- To do: Find every line of the listing below where "TypeScript" appears, and copy it.

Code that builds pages
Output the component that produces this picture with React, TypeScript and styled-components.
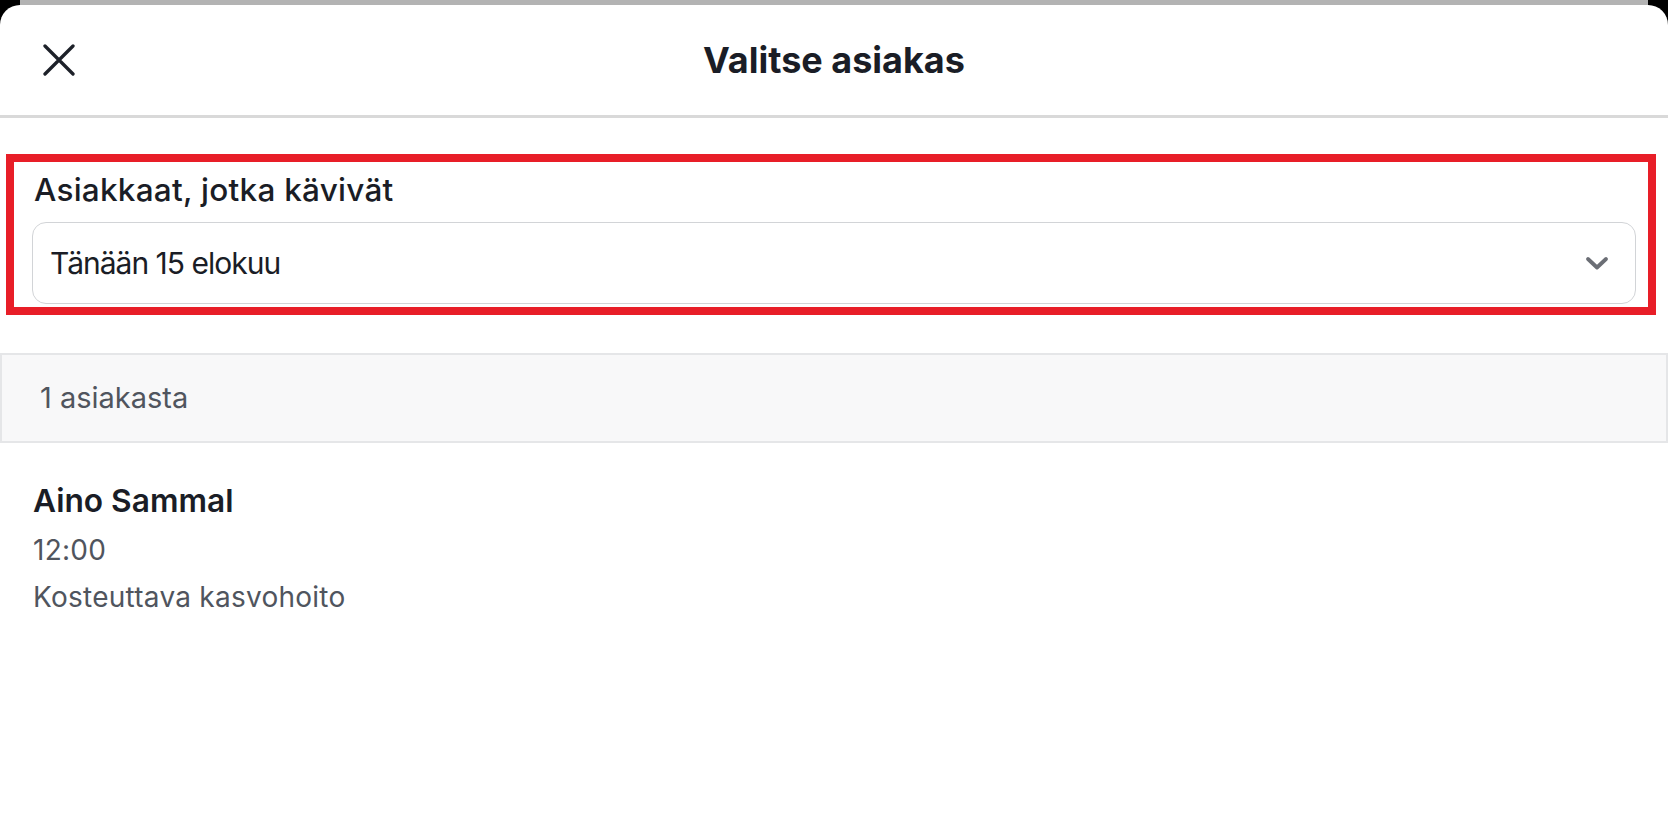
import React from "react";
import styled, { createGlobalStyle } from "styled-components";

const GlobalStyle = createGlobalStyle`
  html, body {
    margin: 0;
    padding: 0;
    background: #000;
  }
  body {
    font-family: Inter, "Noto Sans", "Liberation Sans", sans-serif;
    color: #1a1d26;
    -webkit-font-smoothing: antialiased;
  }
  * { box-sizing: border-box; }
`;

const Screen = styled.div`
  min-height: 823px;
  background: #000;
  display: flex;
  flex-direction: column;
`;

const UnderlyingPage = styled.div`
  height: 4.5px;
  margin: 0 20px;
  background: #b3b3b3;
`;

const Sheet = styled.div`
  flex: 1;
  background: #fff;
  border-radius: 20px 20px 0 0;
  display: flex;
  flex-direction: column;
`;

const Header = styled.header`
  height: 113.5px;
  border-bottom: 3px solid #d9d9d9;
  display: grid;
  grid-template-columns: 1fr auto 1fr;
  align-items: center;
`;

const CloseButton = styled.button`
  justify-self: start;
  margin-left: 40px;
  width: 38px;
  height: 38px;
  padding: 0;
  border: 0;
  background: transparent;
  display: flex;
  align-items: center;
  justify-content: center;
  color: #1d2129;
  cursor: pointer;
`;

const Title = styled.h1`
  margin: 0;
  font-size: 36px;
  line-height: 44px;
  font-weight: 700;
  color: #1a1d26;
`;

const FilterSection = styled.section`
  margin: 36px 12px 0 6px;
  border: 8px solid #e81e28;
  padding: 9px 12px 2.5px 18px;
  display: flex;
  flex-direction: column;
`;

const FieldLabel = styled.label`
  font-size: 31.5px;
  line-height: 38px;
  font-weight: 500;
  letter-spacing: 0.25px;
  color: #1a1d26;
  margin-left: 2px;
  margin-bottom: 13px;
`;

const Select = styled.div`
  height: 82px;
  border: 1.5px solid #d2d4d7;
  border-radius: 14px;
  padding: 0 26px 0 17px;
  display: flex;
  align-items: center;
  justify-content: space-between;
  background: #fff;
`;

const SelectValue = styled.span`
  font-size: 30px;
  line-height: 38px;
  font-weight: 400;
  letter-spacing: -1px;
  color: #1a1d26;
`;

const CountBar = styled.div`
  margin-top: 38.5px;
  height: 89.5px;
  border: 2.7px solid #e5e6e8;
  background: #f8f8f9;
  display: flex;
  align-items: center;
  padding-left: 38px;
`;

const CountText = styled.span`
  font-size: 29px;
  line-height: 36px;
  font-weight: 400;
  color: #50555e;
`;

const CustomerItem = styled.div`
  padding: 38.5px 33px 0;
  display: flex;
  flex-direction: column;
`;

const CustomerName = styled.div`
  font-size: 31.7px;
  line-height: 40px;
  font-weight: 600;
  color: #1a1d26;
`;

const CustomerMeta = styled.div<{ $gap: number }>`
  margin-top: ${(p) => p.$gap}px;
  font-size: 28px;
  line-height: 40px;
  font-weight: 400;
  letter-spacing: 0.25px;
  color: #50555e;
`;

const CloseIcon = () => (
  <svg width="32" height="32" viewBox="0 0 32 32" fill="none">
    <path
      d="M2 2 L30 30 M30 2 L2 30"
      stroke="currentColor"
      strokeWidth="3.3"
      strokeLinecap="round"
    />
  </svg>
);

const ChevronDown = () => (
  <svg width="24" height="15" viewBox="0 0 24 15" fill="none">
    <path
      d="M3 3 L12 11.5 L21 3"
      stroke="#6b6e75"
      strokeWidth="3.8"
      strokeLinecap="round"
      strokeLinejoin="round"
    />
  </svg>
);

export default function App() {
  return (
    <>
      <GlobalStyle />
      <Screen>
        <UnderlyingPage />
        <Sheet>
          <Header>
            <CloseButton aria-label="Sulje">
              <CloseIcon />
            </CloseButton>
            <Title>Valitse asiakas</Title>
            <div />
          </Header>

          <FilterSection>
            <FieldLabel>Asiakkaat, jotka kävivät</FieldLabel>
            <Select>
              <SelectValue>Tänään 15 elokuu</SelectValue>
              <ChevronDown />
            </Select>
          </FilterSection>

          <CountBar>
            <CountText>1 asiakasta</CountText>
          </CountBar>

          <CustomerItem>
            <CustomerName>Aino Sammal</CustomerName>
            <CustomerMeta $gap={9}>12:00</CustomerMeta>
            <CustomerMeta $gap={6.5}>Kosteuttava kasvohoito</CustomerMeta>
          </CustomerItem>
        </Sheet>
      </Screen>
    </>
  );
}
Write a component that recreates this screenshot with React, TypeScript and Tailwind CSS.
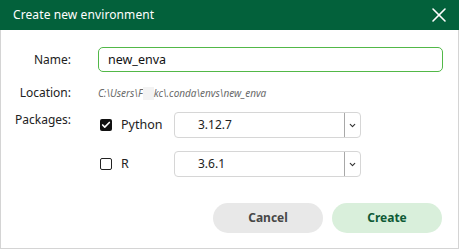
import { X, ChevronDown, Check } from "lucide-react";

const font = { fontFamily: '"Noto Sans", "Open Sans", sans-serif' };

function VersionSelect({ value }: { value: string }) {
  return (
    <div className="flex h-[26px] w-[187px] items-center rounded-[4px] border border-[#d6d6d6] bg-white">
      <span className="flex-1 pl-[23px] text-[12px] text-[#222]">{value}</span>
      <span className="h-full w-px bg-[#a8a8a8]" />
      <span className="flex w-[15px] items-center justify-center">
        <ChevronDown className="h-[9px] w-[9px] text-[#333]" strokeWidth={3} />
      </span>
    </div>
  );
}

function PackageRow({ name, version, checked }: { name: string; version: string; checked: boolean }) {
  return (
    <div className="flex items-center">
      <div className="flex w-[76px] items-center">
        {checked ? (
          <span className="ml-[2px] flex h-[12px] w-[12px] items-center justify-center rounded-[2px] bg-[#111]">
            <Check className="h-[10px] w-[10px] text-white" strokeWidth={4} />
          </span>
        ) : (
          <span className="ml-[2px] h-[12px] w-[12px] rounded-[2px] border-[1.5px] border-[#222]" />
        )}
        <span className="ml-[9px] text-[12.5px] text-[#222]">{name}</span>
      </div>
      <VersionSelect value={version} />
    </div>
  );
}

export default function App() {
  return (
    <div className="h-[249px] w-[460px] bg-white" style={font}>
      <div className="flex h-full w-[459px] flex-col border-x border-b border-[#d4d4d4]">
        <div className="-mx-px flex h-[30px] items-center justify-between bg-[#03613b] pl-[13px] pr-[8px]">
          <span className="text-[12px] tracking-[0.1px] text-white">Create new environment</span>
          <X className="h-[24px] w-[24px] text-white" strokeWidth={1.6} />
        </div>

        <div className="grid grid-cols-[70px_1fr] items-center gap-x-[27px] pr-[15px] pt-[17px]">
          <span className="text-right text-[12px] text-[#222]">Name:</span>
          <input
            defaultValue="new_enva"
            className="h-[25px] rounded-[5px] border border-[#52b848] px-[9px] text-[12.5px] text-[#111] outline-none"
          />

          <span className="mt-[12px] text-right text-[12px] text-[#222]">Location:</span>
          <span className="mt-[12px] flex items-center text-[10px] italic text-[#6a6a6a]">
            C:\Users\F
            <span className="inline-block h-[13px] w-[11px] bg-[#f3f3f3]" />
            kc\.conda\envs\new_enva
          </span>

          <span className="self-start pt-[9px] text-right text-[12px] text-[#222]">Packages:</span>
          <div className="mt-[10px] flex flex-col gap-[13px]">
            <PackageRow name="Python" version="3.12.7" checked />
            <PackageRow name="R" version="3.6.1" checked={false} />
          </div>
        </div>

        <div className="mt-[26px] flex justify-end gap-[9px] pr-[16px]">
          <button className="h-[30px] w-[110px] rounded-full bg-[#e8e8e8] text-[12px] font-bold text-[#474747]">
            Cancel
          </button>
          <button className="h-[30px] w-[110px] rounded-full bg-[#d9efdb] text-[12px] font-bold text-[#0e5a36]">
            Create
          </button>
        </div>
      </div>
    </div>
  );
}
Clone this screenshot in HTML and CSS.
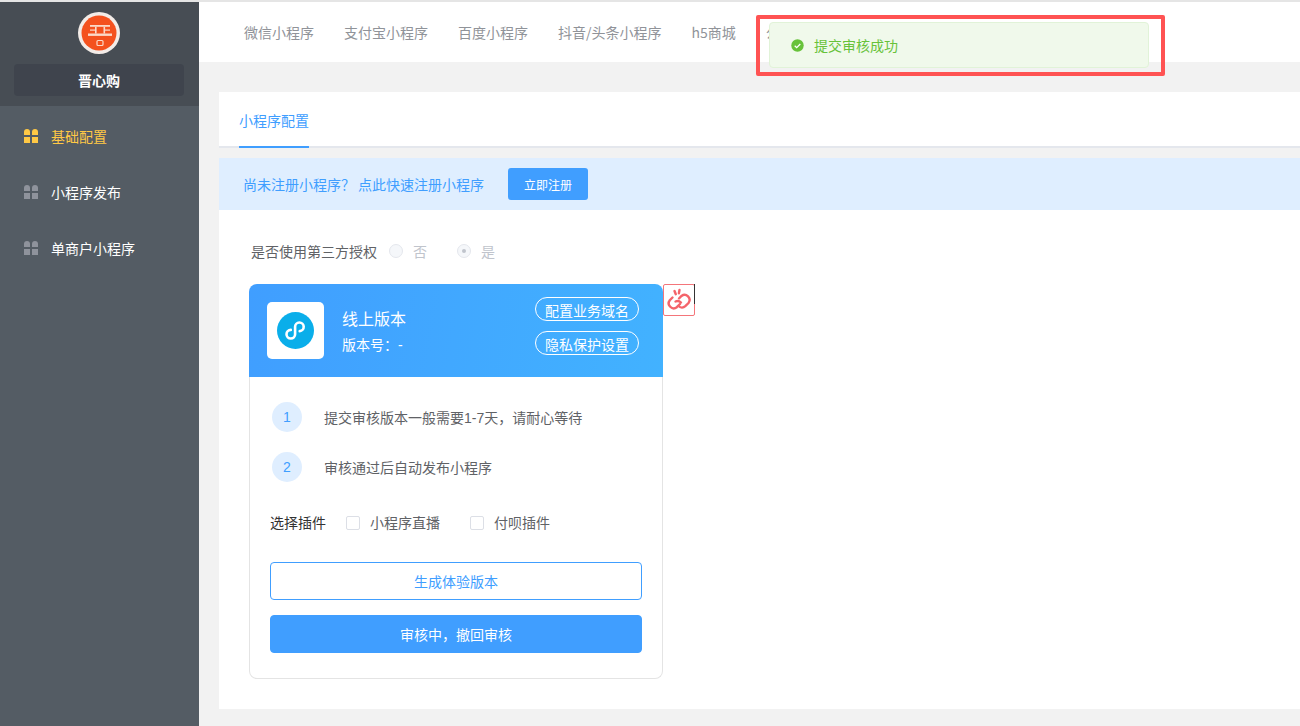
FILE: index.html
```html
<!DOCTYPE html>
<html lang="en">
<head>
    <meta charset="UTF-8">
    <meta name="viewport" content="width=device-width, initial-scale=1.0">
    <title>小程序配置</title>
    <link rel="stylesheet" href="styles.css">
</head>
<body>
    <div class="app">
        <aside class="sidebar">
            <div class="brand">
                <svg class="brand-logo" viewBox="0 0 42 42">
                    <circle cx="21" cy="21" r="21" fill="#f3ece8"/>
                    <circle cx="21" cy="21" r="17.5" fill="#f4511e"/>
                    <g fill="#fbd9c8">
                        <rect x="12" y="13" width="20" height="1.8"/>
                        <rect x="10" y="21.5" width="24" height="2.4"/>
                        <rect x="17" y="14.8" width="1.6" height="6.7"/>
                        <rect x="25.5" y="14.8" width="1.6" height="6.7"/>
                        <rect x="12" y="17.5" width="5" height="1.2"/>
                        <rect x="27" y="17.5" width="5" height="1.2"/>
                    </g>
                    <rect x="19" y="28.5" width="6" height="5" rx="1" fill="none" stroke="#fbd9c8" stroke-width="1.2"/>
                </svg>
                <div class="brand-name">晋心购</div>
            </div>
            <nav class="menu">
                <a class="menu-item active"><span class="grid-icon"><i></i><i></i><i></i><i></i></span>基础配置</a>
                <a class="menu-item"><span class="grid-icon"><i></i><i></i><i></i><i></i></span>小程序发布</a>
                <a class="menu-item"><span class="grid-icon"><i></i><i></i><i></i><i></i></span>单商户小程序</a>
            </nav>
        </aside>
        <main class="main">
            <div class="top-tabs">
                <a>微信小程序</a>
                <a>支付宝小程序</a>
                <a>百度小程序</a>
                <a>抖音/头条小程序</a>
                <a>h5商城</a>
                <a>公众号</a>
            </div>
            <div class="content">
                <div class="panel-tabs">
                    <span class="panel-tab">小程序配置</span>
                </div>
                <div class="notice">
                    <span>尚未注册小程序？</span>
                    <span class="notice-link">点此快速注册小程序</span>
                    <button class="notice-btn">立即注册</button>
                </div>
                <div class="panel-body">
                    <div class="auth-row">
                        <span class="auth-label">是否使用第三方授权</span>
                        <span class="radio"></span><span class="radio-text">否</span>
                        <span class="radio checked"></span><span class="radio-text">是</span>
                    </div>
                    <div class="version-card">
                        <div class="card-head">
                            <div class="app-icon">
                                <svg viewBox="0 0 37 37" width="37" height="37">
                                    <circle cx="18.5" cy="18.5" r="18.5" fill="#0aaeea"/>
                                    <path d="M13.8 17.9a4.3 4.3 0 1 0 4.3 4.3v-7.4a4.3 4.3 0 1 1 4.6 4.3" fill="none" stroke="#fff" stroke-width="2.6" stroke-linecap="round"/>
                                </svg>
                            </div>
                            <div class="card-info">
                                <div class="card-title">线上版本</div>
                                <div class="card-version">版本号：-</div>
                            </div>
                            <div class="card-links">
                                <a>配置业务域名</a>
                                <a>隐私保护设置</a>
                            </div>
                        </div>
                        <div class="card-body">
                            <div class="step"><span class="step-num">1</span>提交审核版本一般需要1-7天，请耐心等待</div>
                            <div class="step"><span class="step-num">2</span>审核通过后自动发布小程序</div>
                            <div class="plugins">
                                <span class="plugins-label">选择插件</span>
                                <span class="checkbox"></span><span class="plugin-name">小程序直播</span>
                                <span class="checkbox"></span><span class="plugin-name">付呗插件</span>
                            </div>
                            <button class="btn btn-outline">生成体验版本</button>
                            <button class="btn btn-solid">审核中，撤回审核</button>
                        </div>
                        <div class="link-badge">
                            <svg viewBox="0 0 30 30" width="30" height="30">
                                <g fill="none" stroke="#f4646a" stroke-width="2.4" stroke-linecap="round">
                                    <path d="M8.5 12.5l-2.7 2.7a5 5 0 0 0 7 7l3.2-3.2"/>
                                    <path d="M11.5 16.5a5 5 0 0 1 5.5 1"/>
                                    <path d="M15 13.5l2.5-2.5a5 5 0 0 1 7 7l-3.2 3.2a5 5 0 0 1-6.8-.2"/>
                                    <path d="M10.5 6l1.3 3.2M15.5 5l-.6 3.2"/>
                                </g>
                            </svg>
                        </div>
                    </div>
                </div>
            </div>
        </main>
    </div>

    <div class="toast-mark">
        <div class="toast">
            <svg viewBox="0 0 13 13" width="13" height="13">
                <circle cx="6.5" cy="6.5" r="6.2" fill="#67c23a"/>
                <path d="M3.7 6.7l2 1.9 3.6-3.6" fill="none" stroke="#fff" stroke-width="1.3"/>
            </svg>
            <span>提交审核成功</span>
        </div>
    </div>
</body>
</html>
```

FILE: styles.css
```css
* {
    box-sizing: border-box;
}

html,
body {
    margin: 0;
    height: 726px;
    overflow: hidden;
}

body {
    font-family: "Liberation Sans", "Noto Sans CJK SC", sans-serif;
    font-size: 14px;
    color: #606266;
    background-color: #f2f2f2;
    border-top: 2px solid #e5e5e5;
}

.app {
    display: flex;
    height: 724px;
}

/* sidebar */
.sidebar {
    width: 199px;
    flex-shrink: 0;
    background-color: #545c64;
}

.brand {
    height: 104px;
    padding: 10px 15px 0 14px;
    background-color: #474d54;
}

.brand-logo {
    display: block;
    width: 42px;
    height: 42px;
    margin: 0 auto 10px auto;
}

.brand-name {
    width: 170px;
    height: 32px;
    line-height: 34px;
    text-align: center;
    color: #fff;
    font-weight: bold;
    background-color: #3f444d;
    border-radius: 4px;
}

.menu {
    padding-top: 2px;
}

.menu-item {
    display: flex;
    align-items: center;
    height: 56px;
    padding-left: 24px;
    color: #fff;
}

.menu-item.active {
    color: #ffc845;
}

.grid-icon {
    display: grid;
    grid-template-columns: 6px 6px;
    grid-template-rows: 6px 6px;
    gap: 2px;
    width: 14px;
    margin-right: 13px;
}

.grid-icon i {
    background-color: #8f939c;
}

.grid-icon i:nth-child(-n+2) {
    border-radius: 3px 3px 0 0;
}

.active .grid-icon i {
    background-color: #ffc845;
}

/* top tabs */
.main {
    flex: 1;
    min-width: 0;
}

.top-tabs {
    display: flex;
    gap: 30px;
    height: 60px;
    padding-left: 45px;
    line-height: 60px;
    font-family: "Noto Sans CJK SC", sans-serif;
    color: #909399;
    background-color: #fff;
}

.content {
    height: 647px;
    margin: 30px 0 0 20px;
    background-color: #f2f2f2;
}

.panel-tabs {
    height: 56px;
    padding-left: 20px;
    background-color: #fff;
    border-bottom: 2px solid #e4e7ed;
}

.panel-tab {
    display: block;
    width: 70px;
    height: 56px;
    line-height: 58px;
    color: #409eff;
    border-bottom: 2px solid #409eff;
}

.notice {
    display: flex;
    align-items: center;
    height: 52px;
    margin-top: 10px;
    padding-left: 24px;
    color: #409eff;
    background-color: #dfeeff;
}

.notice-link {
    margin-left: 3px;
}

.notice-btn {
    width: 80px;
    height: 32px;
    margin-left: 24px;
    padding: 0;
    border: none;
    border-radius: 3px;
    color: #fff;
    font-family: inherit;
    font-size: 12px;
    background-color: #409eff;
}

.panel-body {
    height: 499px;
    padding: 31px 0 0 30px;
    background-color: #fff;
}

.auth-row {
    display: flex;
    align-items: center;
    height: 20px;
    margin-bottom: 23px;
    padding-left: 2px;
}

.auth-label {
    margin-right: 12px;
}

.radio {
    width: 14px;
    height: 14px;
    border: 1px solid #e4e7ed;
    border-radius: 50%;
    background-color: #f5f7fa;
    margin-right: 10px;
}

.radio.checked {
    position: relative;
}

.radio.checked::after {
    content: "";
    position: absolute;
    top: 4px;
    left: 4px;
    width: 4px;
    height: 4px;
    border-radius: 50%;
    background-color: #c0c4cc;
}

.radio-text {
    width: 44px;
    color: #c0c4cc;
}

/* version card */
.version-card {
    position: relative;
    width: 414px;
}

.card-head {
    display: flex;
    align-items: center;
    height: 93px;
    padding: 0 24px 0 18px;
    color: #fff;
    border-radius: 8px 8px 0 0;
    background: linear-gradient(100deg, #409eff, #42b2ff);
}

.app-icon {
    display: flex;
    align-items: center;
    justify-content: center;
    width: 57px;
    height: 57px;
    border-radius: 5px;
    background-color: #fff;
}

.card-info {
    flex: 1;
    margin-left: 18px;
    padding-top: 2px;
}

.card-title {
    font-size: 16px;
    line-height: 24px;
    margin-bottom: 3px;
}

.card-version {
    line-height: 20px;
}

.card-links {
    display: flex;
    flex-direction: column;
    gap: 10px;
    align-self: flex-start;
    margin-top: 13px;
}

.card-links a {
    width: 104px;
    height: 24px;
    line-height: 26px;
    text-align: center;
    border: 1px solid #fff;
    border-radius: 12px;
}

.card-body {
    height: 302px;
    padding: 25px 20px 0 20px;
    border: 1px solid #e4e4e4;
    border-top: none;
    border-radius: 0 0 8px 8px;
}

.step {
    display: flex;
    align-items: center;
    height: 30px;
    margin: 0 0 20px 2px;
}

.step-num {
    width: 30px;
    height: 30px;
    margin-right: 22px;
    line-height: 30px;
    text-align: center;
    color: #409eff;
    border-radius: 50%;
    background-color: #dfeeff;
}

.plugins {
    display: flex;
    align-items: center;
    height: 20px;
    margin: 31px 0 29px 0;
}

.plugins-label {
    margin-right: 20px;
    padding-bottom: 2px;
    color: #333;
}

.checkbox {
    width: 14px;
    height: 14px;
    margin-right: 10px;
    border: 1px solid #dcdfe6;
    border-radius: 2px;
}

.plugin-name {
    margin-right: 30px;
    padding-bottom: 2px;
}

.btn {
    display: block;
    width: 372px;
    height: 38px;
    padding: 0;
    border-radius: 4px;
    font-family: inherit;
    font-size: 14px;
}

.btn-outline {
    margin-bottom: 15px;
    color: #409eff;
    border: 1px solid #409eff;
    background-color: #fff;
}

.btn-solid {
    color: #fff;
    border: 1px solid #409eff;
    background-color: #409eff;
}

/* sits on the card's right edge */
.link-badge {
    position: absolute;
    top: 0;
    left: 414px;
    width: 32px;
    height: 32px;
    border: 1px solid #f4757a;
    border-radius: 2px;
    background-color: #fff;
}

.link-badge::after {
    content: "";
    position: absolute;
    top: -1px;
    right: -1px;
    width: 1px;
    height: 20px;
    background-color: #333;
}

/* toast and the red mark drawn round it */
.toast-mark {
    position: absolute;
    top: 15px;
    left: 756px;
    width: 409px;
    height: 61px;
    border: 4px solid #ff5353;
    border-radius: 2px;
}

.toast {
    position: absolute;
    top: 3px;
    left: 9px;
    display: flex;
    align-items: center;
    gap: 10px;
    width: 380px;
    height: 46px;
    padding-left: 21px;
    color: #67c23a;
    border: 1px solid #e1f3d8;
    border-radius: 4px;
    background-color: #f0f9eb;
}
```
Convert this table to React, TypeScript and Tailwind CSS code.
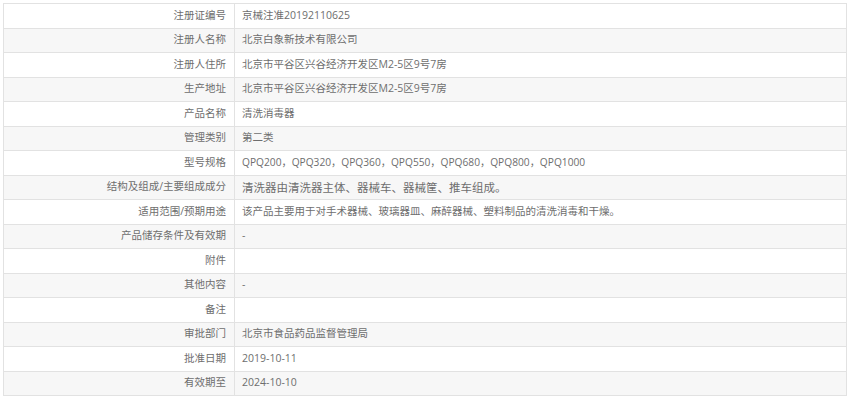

- Output of the task:
Output the component that produces this picture with React, TypeScript and styled-components.
Write a component that recreates this screenshot with React, TypeScript and Tailwind CSS.
Convert this table to React, TypeScript and Tailwind CSS code.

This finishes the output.